An overwhelming majority of Americans believe Congress is inept, broken and hopelessly addicted to maintaining power while acting far too much like drunken sophomores on Twitter. And most people believe Capitol Hill can’t get the most basic things done even when there’s bipartisan agreement. Hence its 16 percent approval rating.
For those who live in a sane world wallpapered in logic, this proposal makes perfect sense. Why? Because currently lawmakers can pass legislation that creates favorable conditions for certain companies or industries, and if a lawmaker knows that this legislation will pass, he or she could profit off it.
Banning stocks from being traded on Capitol Hill is something that brings together even the likes of Rep. Alexandria Ocasio Cortez (D-N.Y.) and Sen. Josh Hawley (R-Mo.), who couldn’t agree on what time it is even while staring at the same clock.
“We have to be able to assure the American people that they don’t have to worry about if they’re competing with their member of Congress’s stock portfolio in order to be heard,” Ocasio-Cortez said recently. “It’s a pretty simple concept.”
Now more eyes are turning to Paul Pelosi, the House speaker’s husband. From a trading perspective, he’s like the real-life version of Gordon Gekko from the 1987 Oliver Stone classic “Wall Street.” His portfolio has substantially outperformed the S&P 500. In 2020 alone, a year when the stock market was as turbulent as in any year in recent memory thanks to COVID-19 shutdowns, Paul outperformed the S&P 500 by 14.3 percent, according to Hawley’s office. And per a New York Post analysis, the Pelosis have made approximately $30 million from trades involving Big Tech companies the House speaker is responsible for regulating.
In fact, Paul is so good that there’s an app that allows the public to follow his stock trades. And for good reason: The Pelosi’s reported net worth is more than $114 million, according to OpenSecrets.org. Per a Business Insider report, “a vast majority of the couple’s wealth is derived from stocks, options, and investments made by Paul Pelosi.”
In March 2021, Paul Pelosi exercised options to purchase 25,000 Microsoft shares worth more than $5 million. Less than two weeks later, the U.S. Army disclosed a $21.9 billion deal to buy augmented reality headsets from Microsoft. Shares of the company rose sharply after the deal was announced.
For his latest purchase in June, Paul Pelosi bought up to $5 million in stock options (equal to 20,000 shares) of Nvidia, a leading semiconductor company. The purchase, first reported by The Daily Caller, comes as Congress is set to vote on legislation later this month that would result in $52 billion in subsidies allocated to elevate the chip-production industry as it faces increased competition from China.
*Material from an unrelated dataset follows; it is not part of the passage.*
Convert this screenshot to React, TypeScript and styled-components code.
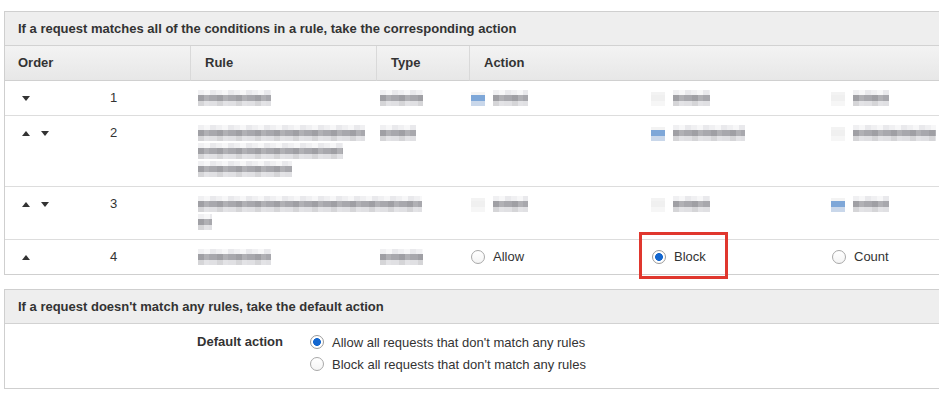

So how does the House speaker explain such a huge buy by her husband so perfectly timed ahead of this vote?
“These transactions are marked ‘SP’ for Spouse. The Speaker has no prior knowledge or subsequent involvement in any transactions,” her spokesperson explained recently.
But if Paul Pelosi makes money in the stock market, wouldn’t his spouse also benefit? The explanation inspires little confidence, but at least these trades are inspiring the House and Senate to act to try to prevent it from happening again. A vote is expected as early as Tuesday on the bipartisan $52 billion bill to boost U.S. semiconductor manufacturing while providing tax credits for production.
Meanwhile, Paul Pelosi continues to have the magic touch. On June 17, he exercised 200 call options on Nvidia. The stock closed at $158.80 that day. On Friday, July 22, it closed at 173.19.
In the end, members of Congress have access to a lot of sensitive information that can help make them seriously richer.
“The most valuable commodity I know is information,” Gordon Gekko, played by Michael Douglas, once declared.
Information on laws coming down the pike is what members of Congress certainly have. The questions around whether Paul and Nancy Pelosi are profiting are only going to get louder if Congress fails to act.
Joe Concha is a media and politics columnist.